So. Uhm. Hi. I hope you like Asian food.

I'm exploring the site beyond the INFJ corner, and I must say that I like ENFPs. I used to hang out a lot on an ENFP server on Discord. It takes a bit of energy for me to socialize though, and I'm older than most people there.

I'm almost 30! I want to settle down! Relying on the internet for social needs and not having a proper partner or close friends is embarrassing by now. Then there's the lack of a real career, but that's not what this is about.

I need a support system. A social safety net, if you will. I may have 4 in my tritype, but the social aspect is a deal breaker for me. I don't like being too different. I'd willingly give up on my dreams if it means being with someone I care for.
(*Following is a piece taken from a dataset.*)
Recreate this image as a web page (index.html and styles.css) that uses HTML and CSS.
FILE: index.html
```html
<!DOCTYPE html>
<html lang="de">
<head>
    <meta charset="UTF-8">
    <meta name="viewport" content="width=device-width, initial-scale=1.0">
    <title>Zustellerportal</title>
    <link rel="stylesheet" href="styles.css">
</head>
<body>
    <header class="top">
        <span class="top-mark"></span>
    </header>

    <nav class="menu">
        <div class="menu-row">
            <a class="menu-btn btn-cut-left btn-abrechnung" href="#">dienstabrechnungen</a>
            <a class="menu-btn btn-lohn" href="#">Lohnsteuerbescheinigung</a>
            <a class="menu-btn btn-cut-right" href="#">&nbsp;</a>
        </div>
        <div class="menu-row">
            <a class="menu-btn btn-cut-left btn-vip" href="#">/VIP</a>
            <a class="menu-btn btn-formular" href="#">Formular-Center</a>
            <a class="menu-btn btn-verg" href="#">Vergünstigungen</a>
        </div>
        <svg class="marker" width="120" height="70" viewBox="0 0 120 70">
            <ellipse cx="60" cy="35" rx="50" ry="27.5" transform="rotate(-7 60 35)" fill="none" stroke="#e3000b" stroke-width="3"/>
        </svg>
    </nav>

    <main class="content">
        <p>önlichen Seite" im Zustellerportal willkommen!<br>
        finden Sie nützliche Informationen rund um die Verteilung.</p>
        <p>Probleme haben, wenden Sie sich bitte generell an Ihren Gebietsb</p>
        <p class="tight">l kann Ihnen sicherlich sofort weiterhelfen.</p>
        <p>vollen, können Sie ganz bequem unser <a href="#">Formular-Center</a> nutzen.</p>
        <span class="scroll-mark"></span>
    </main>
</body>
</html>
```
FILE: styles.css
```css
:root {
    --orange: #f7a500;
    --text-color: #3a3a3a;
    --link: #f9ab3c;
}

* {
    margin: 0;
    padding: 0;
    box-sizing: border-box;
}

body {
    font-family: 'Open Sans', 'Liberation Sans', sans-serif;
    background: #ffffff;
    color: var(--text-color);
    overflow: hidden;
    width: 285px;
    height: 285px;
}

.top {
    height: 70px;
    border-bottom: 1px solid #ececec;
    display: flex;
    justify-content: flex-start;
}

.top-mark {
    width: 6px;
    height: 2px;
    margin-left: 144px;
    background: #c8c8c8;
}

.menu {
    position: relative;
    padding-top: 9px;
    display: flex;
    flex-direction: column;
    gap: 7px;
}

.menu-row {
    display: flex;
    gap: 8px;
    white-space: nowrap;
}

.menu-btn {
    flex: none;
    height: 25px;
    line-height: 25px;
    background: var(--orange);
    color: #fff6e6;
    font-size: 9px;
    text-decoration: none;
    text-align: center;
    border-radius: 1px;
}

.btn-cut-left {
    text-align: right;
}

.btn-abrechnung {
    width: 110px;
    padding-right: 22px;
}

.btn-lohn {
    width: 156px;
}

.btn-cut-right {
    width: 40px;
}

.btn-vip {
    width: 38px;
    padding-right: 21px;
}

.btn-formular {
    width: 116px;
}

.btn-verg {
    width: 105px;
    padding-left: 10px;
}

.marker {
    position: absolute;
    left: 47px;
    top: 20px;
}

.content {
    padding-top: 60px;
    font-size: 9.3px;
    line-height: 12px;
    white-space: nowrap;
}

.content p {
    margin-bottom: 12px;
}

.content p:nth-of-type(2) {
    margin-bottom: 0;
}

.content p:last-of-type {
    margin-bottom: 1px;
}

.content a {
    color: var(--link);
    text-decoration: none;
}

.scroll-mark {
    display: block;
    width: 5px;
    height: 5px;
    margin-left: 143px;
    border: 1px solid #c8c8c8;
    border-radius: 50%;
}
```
I'd throw everything else away for someone to love.

But not everyone can be that person for me... I need to find a few others who I can be myself with, without having to go all out. Yes, I'm flirty and romantic but I can also be friendly and platonic. It's just that when I have only 1-3 friends I tend to love and want and need them too much. Of course they can't handle that.
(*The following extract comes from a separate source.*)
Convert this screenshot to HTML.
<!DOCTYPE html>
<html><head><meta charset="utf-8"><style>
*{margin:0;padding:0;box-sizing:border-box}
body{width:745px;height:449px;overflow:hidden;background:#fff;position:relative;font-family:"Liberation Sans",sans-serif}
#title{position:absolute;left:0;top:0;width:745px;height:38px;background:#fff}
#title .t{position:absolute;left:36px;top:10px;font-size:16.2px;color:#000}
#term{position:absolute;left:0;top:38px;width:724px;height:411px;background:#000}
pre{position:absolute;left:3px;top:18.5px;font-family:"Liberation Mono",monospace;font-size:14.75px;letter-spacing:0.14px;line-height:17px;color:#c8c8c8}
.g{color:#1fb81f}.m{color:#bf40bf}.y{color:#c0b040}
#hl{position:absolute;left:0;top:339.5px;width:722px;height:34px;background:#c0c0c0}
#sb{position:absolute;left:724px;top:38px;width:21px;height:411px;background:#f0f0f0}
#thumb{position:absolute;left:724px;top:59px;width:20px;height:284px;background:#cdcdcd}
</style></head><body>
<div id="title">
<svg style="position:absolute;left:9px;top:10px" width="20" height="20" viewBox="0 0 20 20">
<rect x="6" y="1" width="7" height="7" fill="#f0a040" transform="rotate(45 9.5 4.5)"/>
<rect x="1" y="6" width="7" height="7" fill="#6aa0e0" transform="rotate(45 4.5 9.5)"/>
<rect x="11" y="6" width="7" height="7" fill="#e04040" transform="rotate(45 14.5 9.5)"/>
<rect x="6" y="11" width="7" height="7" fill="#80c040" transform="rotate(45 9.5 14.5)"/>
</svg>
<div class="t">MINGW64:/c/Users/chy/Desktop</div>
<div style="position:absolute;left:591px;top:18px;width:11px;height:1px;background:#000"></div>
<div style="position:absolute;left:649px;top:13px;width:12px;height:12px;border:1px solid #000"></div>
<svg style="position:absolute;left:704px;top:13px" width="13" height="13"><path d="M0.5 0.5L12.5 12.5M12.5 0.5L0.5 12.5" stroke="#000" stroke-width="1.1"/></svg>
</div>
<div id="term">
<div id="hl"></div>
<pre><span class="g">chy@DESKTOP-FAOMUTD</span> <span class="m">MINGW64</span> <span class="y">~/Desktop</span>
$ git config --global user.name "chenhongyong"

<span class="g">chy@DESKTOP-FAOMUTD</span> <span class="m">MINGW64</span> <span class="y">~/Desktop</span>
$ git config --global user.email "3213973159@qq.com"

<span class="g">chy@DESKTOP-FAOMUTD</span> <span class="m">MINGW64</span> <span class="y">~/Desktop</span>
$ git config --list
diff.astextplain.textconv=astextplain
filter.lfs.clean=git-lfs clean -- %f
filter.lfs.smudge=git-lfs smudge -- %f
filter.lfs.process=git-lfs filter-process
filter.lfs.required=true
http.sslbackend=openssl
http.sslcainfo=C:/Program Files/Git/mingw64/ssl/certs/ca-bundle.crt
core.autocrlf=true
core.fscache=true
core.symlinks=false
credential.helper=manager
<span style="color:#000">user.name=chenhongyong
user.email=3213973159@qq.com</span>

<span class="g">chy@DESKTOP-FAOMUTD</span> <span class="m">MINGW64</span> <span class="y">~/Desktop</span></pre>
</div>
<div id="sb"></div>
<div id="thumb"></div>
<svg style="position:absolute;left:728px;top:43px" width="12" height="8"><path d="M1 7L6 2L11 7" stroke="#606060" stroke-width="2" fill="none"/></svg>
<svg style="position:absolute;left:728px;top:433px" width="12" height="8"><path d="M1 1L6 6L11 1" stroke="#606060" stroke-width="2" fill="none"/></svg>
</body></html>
I'm generally fond of these topics:
- anime and Japanese culture
- classical music
- literature (for personal and business reasons - I'm co-owner of a secondhand bookshop)
- Asian cultures (mostly Chinese and Southeast Asian, where I'm from)
- foreign languages and translations
- some odd stuff here and there

I like being sweet and cuddly, especially with the girls when they don't feel awkward with me. I prefer women to men. I don't mind intellectual discussions but I hate debates and smartasses.

Forgive me if my social skills are off. I have Asperger's syndrome and it's hard for me to read people, even online.

I'd love to chat with you and hear your suggestions and feelings!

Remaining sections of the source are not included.